Accuracy obtained: 0.7440

In [None]:
import numpy as np
import matplotlib.pyplot as plt
from sklearn.cluster import KMeans
from sklearn.datasets import load_digits

digits = load_digits()
digits.data.shape

kmeans = KMeans(n_clusters=10, random_state=0)
clusters = kmeans.fit_predict(digits.data)
kmeans.cluster_centers_.shape

fig, ax = plt.subplots(2, 5, figsize=(8, 3))
centers = kmeans.cluster_centers_.reshape(10, 8, 8)
for axi, center in zip(ax.flat, centers):
    axi.set(xticks=[], yticks=[])
    axi.imshow(center, interpolation='nearest', cmap=plt.cm.binary)

from scipy.stats import mode
labels = np.zeros_like(clusters)
for i in range(10):
    mask = (clusters == i)
    labels[mask] = mode(digits.target[mask])[0]
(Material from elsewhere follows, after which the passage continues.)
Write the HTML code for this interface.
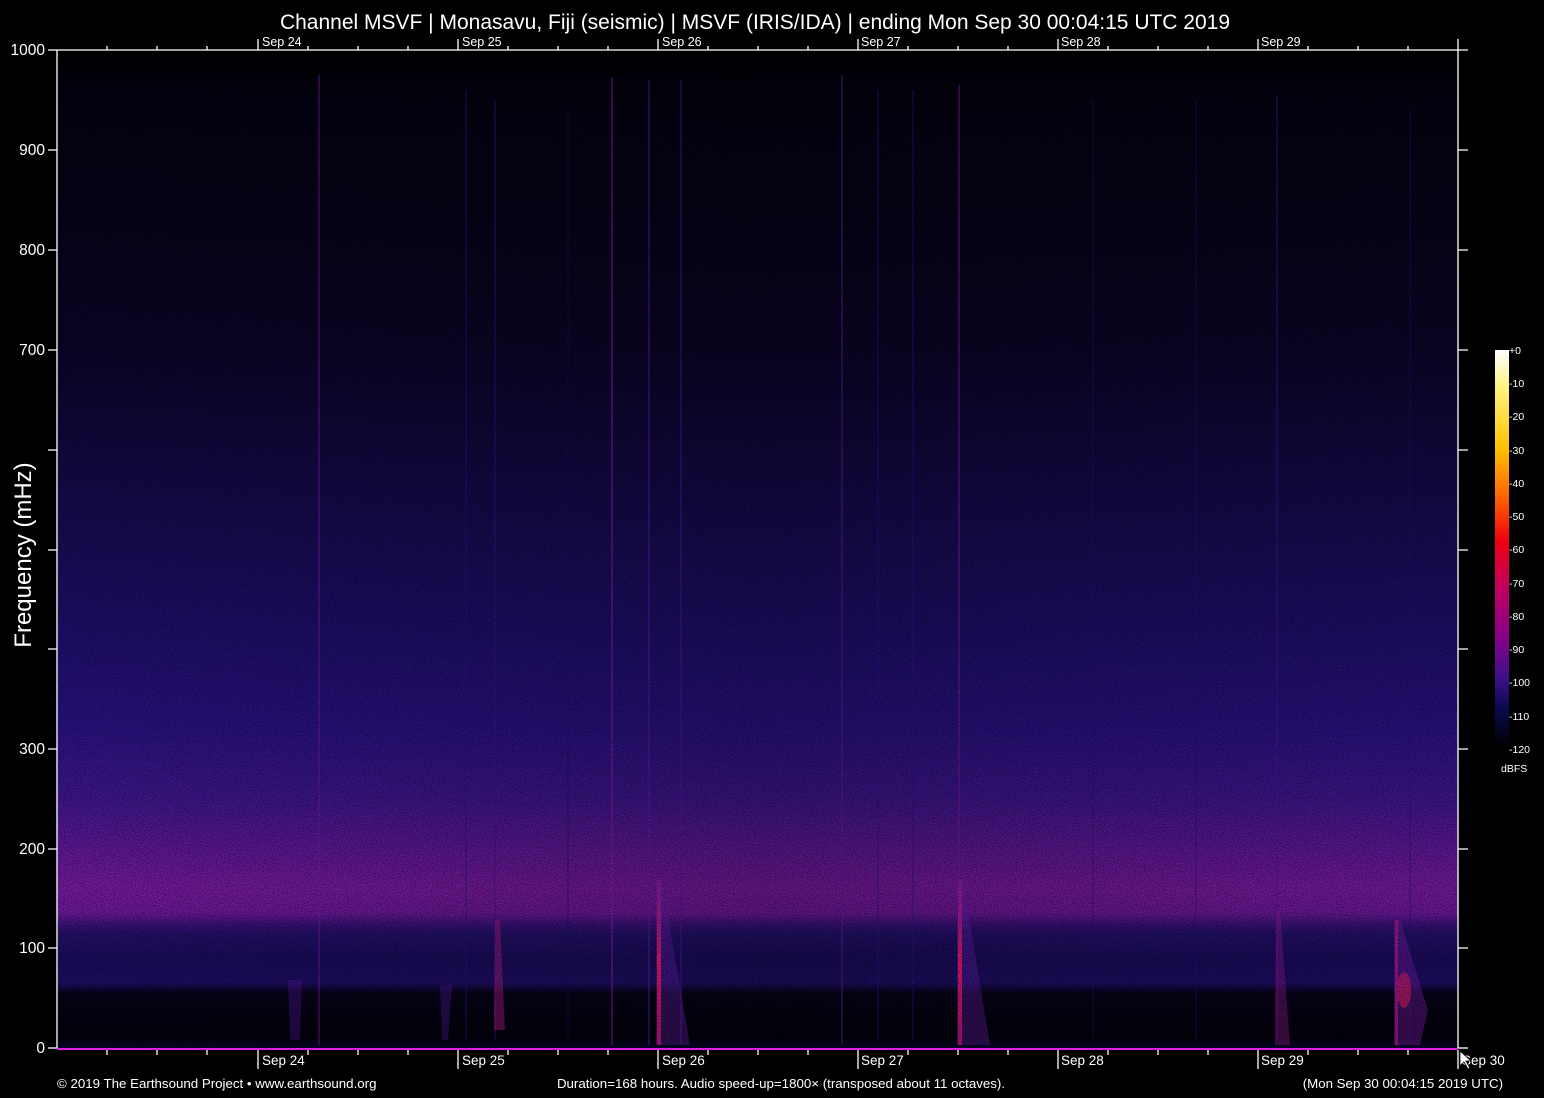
<!DOCTYPE html>
<html><head><meta charset="utf-8"><style>
html,body{margin:0;padding:0;background:#000;width:1544px;height:1098px;overflow:hidden}
svg{display:block}
text{font-family:"Liberation Sans",Arial,sans-serif;fill:#fff}
</style></head><body>
<svg width="1544" height="1098" viewBox="0 0 1544 1098" xmlns="http://www.w3.org/2000/svg">
<defs>
<linearGradient id="bg" x1="0" y1="49" x2="0" y2="1048" gradientUnits="userSpaceOnUse">
<stop offset="0" stop-color="#000000"/>
<stop offset="0.04" stop-color="#030210"/>
<stop offset="0.15" stop-color="#060318"/>
<stop offset="0.30" stop-color="#0b0528"/>
<stop offset="0.45" stop-color="#150a4c"/>
<stop offset="0.58" stop-color="#1e0e6a"/>
<stop offset="0.68" stop-color="#2a1282"/>
<stop offset="0.75" stop-color="#3e168c"/>
<stop offset="0.80" stop-color="#5e1896"/>
<stop offset="0.84" stop-color="#751a9c"/>
<stop offset="0.865" stop-color="#6c1898"/>
<stop offset="0.875" stop-color="#40127e"/>
<stop offset="0.885" stop-color="#24106a"/>
<stop offset="0.91" stop-color="#1a0b5c"/>
<stop offset="0.935" stop-color="#1e0d64"/>
<stop offset="0.945" stop-color="#060318"/>
<stop offset="0.99" stop-color="#02010a"/>
<stop offset="1" stop-color="#0a0430"/>
</linearGradient>
<linearGradient id="side" x1="57" y1="0" x2="1458" y2="0" gradientUnits="userSpaceOnUse">
<stop offset="0" stop-color="#000" stop-opacity="0"/>
<stop offset="0.5" stop-color="#000" stop-opacity="0.15"/>
<stop offset="1" stop-color="#000" stop-opacity="0.05"/>
</linearGradient>
<linearGradient id="cb" x1="0" y1="350" x2="0" y2="748" gradientUnits="userSpaceOnUse">
<stop offset="0" stop-color="#ffffff"/>
<stop offset="0.1" stop-color="#fff27a"/>
<stop offset="0.25" stop-color="#ffc000"/>
<stop offset="0.38" stop-color="#ff5a00"/>
<stop offset="0.48" stop-color="#f00010"/>
<stop offset="0.6" stop-color="#c00060"/>
<stop offset="0.72" stop-color="#880088"/>
<stop offset="0.82" stop-color="#40108a"/>
<stop offset="0.9" stop-color="#0a0a50"/>
<stop offset="1" stop-color="#000000"/>
</linearGradient>
<linearGradient id="red" x1="0" y1="880" x2="0" y2="1045" gradientUnits="userSpaceOnUse">
<stop offset="0" stop-color="#8a1a9a" stop-opacity="0.6"/>
<stop offset="0.5" stop-color="#d01860"/>
<stop offset="1" stop-color="#a01070"/>
</linearGradient>
<filter id="noise" x="0" y="0" width="100%" height="100%">
<feTurbulence type="fractalNoise" baseFrequency="0.9" numOctaves="1" seed="3"/>
<feColorMatrix type="matrix" values="0 0 0 0 0  0 0 0 0 0  0 0 0 0 0  0 0 0 -2.6 1.5"/>
</filter>
</defs>

<text x="755" y="29" font-size="21" text-anchor="middle">Channel MSVF | Monasavu, Fiji (seismic) | MSVF (IRIS/IDA) | ending Mon Sep 30 00:04:15 UTC 2019</text>

<rect x="57" y="50" width="1401" height="998" fill="url(#bg)"/>
<rect x="57" y="50" width="1401" height="998" fill="url(#side)"/>

<g stroke-width="1.5">
<line x1="319" y1="75" x2="319" y2="1045" stroke="#6a1aa0" stroke-opacity="0.6"/>
<line x1="612" y1="78" x2="612" y2="1045" stroke="#7a1a9a" stroke-opacity="0.7"/>
<line x1="649" y1="80" x2="649" y2="1045" stroke="#5a18a0" stroke-opacity="0.6"/>
<line x1="681" y1="80" x2="681" y2="1045" stroke="#4a1590" stroke-opacity="0.6"/>
<line x1="842" y1="75" x2="842" y2="1045" stroke="#5a1a90" stroke-opacity="0.6"/>
<line x1="959" y1="85" x2="959" y2="1045" stroke="#6a1890" stroke-opacity="0.7"/>
<line x1="1277" y1="95" x2="1277" y2="1040" stroke="#4a1590" stroke-opacity="0.5"/>
<line x1="466" y1="90" x2="466" y2="1040" stroke="#2a1080" stroke-opacity="0.5"/>
<line x1="495" y1="100" x2="495" y2="1040" stroke="#3a1285" stroke-opacity="0.5"/>
<line x1="878" y1="90" x2="878" y2="1040" stroke="#2a1080" stroke-opacity="0.5"/>
<line x1="913" y1="90" x2="913" y2="1040" stroke="#2a1080" stroke-opacity="0.5"/>
<line x1="1093" y1="100" x2="1093" y2="1040" stroke="#221070" stroke-opacity="0.4"/>
<line x1="1196" y1="100" x2="1196" y2="1040" stroke="#221070" stroke-opacity="0.4"/>
<line x1="1410" y1="110" x2="1410" y2="1040" stroke="#221070" stroke-opacity="0.4"/>
<line x1="568" y1="110" x2="568" y2="1040" stroke="#1a0c60" stroke-opacity="0.4"/>
</g>
<path d="M656 880 L662 880 L690 1045 L656 1045 Z" fill="#5a1a9a" opacity="0.45"/>
<rect x="657" y="880" width="4" height="165" fill="url(#red)"/>
<path d="M957 880 L963 880 L990 1045 L957 1045 Z" fill="#5a1a9a" opacity="0.45"/>
<rect x="958" y="880" width="4" height="165" fill="url(#red)"/>
<path d="M1394 920 L1400 920 L1428 1010 L1420 1045 L1394 1045 Z" fill="#6a1a9a" opacity="0.5"/>
<ellipse cx="1404" cy="990" rx="7" ry="18" fill="#c01860" opacity="0.7"/>
<rect x="1395" y="920" width="3" height="125" fill="#a01880" opacity="0.8"/>
<path d="M495 920 L500 920 L505 1030 L494 1030 Z" fill="#a01a80" opacity="0.5"/>
<path d="M1276 910 L1280 910 L1290 1045 L1275 1045 Z" fill="#8a1890" opacity="0.45"/>
<path d="M288 980 L302 980 L300 1040 L290 1040 Z" fill="#4a1590" opacity="0.45"/>
<path d="M440 985 L452 985 L448 1040 L442 1040 Z" fill="#4a1590" opacity="0.45"/>
<rect x="57" y="50" width="1401" height="998" filter="url(#noise)" opacity="0.6"/>

<g stroke="#fff" stroke-width="1.3" fill="none">
<line x1="48" y1="50" x2="1468" y2="50"/>
<line x1="57" y1="50" x2="57" y2="1048"/>
<line x1="1458" y1="50" x2="1458" y2="1048"/>
<line x1="48" y1="1048" x2="57" y2="1048"/>
<line x1="1458" y1="1048" x2="1468" y2="1048"/>
</g>
<line x1="57" y1="1049" x2="1458" y2="1049" stroke="#e020e0" stroke-width="2"/>
<g stroke="#fff" stroke-width="1.3">
<path d="M48 150H57M48 250H57M48 350H57M48 450H57M48 550H57M48 649H57M48 749H57M48 849H57M48 948H57"/>
<path d="M1458 150H1468M1458 250H1468M1458 350H1468M1458 450H1468M1458 550H1468M1458 649H1468M1458 749H1468M1458 849H1468M1458 948H1468"/>
<path d="M107 50V46M157 50V46M207 50V46M308 50V46M358 50V46M408 50V46M508 50V46M558 50V46M608 50V46M708 50V46M758 50V46M808 50V46M908 50V46M958 50V46M1008 50V46M1108 50V46M1158 50V46M1208 50V46M1308 50V46M1358 50V46M1408 50V46"/>
<path d="M258 50V39M458 50V39M658 50V39M858 50V39M1058 50V39M1258 50V39M1458 50V39"/>
<path d="M107 1050V1055M157 1050V1055M207 1050V1055M308 1050V1055M358 1050V1055M408 1050V1055M508 1050V1055M558 1050V1055M608 1050V1055M708 1050V1055M758 1050V1055M808 1050V1055M908 1050V1055M958 1050V1055M1008 1050V1055M1108 1050V1055M1158 1050V1055M1208 1050V1055M1308 1050V1055M1358 1050V1055M1408 1050V1055"/>
<path d="M258 1050V1069M458 1050V1069M658 1050V1069M858 1050V1069M1058 1050V1069M1258 1050V1069M1458 1050V1069"/>
</g>
<g font-size="12.5">
<text x="262" y="46">Sep 24</text><text x="462" y="46">Sep 25</text><text x="662" y="46">Sep 26</text>
<text x="861" y="46">Sep 27</text><text x="1061" y="46">Sep 28</text><text x="1261" y="46">Sep 29</text>
</g>
<g font-size="13.5">
<text x="262" y="1065">Sep 24</text><text x="462" y="1065">Sep 25</text><text x="662" y="1065">Sep 26</text>
<text x="861" y="1065">Sep 27</text><text x="1061" y="1065">Sep 28</text><text x="1261" y="1065">Sep 29</text>
<text x="1462" y="1065">Sep 30</text>
</g>
<path d="M1460 1051 L1460 1066 L1464 1062 L1468 1069 L1470 1068 L1466 1061 L1471 1061 Z" fill="#fff" stroke="#000" stroke-width="0.8"/>
<g font-size="15.5" text-anchor="end">
<text x="45" y="55">1000</text><text x="45" y="155">900</text><text x="45" y="255">800</text>
<text x="45" y="355">700</text><text x="45" y="754">300</text><text x="45" y="854">200</text>
<text x="45" y="953">100</text><text x="45" y="1053">0</text>
</g>
<text transform="translate(31,555) rotate(-90)" font-size="24" text-anchor="middle">Frequency (mHz)</text>

<rect x="1495" y="350" width="14" height="398" fill="url(#cb)"/>
<g font-size="10.5" fill="#ddd">
<text x="1509" y="354">+0</text><text x="1509" y="387">-10</text><text x="1509" y="420">-20</text>
<text x="1509" y="454">-30</text><text x="1509" y="487">-40</text><text x="1509" y="520">-50</text>
<text x="1509" y="553">-60</text><text x="1509" y="587">-70</text><text x="1509" y="620">-80</text>
<text x="1509" y="653">-90</text><text x="1509" y="686">-100</text><text x="1509" y="720">-110</text>
<text x="1509" y="753">-120</text><text x="1501" y="772">dBFS</text>
</g>

<g font-size="13.3">
<text x="57" y="1088">© 2019 The Earthsound Project • www.earthsound.org</text>
<text x="781" y="1088" text-anchor="middle">Duration=168 hours. Audio speed-up=1800× (transposed about 11 octaves).</text>
<text x="1503" y="1088" text-anchor="end">(Mon Sep 30 00:04:15 2019 UTC)</text>
</g>
</svg>
</body></html>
from sklearn.metrics import accuracy_score
accuracy_score(digits.target, labels)


ii)Change some hyperparameters and see the impact

In this case, I will change number of clusters from 10 to 8, accuracy dropped from 0.7440 to 0.6466

In [None]:
import numpy as np
import matplotlib.pyplot as plt
from sklearn.cluster import KMeans
from sklearn.datasets import load_digits

digits = load_digits()

kmeans = KMeans(n_clusters=8, random_state=0)  # Adjusted number of clusters to 8
clusters = kmeans.fit_predict(digits.data)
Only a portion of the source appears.